K12NN: Can you talk briefly about your commitment to public education? There are so many choices out there, and different situations for different kids–in a single family it’s even possible to have one child in private, one in public, and one homeschooled depending on the individual child’s needs. Nevertheless, you’re obviously very committed to CRES #14 and I’d love to hear more about that as I find your activism really inspiring.
WO: My mother is a social worker and both of my in-laws are public school teachers — these three people have given their lives and hearts to children and helping them. They are the three most brilliant and selfless people I have ever known. As a child I would hear my mom up all hours of the night driving to go help an abused kid.
She is fluent in Spanish and to see her working with such dedication, I feel I grew up in the midst of a hero. My in-laws are equally dynamic and so intelligent. The fact that the State Math Champion and an English scholar decided to teach instead of more profitable professions, that they care so much for every student, whether it be a refugee from Somalia or a girl from the local reservation, they teach to each individual and try to help them on a path to higher education and a better life.
I also attended public school and my parents worked hard to get me in the only Fine Arts, Math & Science Magnet. I was so inspired by my teachers and the opportunities afforded to me. Thanks to Ms. Copley, Mrs. Husted, Ms. Crellin, Mr. Halfman and Mr and Mrs O’Malley, I not only was involved with acting and dance I graduated my high school with all of my college science and math courses completed.

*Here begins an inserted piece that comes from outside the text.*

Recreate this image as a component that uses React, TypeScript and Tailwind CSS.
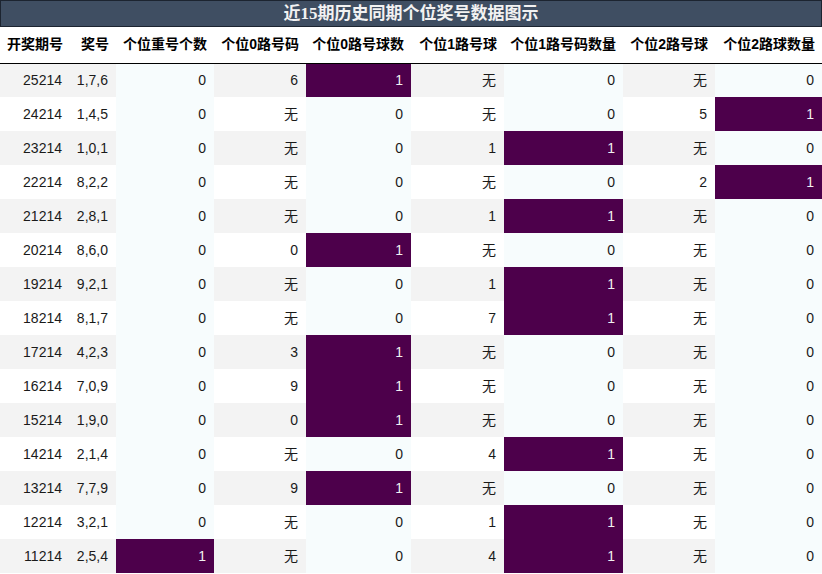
import React from "react";

type Row = [string, string, number, string, number, string, number, string, number];

const rows: Row[] = [
  ["25214", "1,7,6", 0, "6", 1, "无", 0, "无", 0],
  ["24214", "1,4,5", 0, "无", 0, "无", 0, "5", 1],
  ["23214", "1,0,1", 0, "无", 0, "1", 1, "无", 0],
  ["22214", "8,2,2", 0, "无", 0, "无", 0, "2", 1],
  ["21214", "2,8,1", 0, "无", 0, "1", 1, "无", 0],
  ["20214", "8,6,0", 0, "0", 1, "无", 0, "无", 0],
  ["19214", "9,2,1", 0, "无", 0, "1", 1, "无", 0],
  ["18214", "8,1,7", 0, "无", 0, "7", 1, "无", 0],
  ["17214", "4,2,3", 0, "3", 1, "无", 0, "无", 0],
  ["16214", "7,0,9", 0, "9", 1, "无", 0, "无", 0],
  ["15214", "1,9,0", 0, "0", 1, "无", 0, "无", 0],
  ["14214", "2,1,4", 0, "无", 0, "4", 1, "无", 0],
  ["13214", "7,7,9", 0, "9", 1, "无", 0, "无", 0],
  ["12214", "3,2,1", 0, "无", 0, "1", 1, "无", 0],
  ["11214", "2,5,4", 1, "无", 0, "4", 1, "无", 0],
];

const headers = [
  "开奖期号",
  "奖号",
  "个位重号个数",
  "个位0路号码",
  "个位0路号球数",
  "个位1路号球",
  "个位1路号码数量",
  "个位2路号球",
  "个位2路球数量",
];

const widths = ["w-[70px]", "w-[46px]", "w-[98px]", "w-[92px]", "w-[105px]", "w-[93px]", "w-[119px]", "w-[92px]", "w-[107px]"];

export default function App() {
  return (
    <div className="w-[822px] h-[574px] overflow-hidden bg-white" style={{ fontFamily: '"Liberation Sans", "Noto Sans CJK SC", sans-serif' }}>
      <div
        className="h-[27px] border border-[#1c2430] bg-[#3f4e62] text-[#f2f2f2] text-[17px] font-bold flex items-center justify-center leading-none"
        style={{ fontFamily: '"Liberation Serif", "Noto Sans CJK SC", serif' }}
      >
        近15期历史同期个位奖号数据图示
      </div>
      <table className="table-fixed border-collapse w-[822px]">
        <colgroup>
          {widths.map((w, i) => (
            <col key={i} className={w} />
          ))}
        </colgroup>
        <thead>
          <tr className="h-[36px] border-b border-black">
            {headers.map((h, i) => (
              <th key={i} className="text-right pr-[7px] pl-0 text-[14px] font-bold text-black whitespace-nowrap p-0">
                {h}
              </th>
            ))}
          </tr>
        </thead>
        <tbody>
          {rows.map((r, ri) => {
            const stripe = ri % 2 === 0 ? "bg-[#f3f3f3]" : "bg-white";
            return (
              <tr key={ri} className="h-[34px]">
                {r.map((v, ci) => {
                  const grad = ci === 2 || ci === 4 || ci === 6 || ci === 8;
                  let cls = "text-right pr-[8px] text-[14px] p-0 whitespace-nowrap ";
                  if (grad) {
                    cls += v === 1 ? "bg-[#4d004b] text-[#f1f1f1]" : "bg-[#f7fcfd] text-[#1a1a1a]";
                  } else {
                    cls += stripe + " text-[#1a1a1a]";
                  }
                  return (
                    <td key={ci} className={cls}>
                      {String(v)}
                    </td>
                  );
                })}
              </tr>
            );
          })}
        </tbody>
      </table>
    </div>
  );
}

I appreciated my fellow students, the innate tolerance and acceptance we experienced because we were one community from all over the city. I am grateful for the fact that I had no idea what true bigotry was until I grew up and saw more segregated communities where fear and loathing of the unknown is rampant. I live in Echo Park because of the diversity — THAT is the Los Angeles I am proud of and where I want my children to go to school.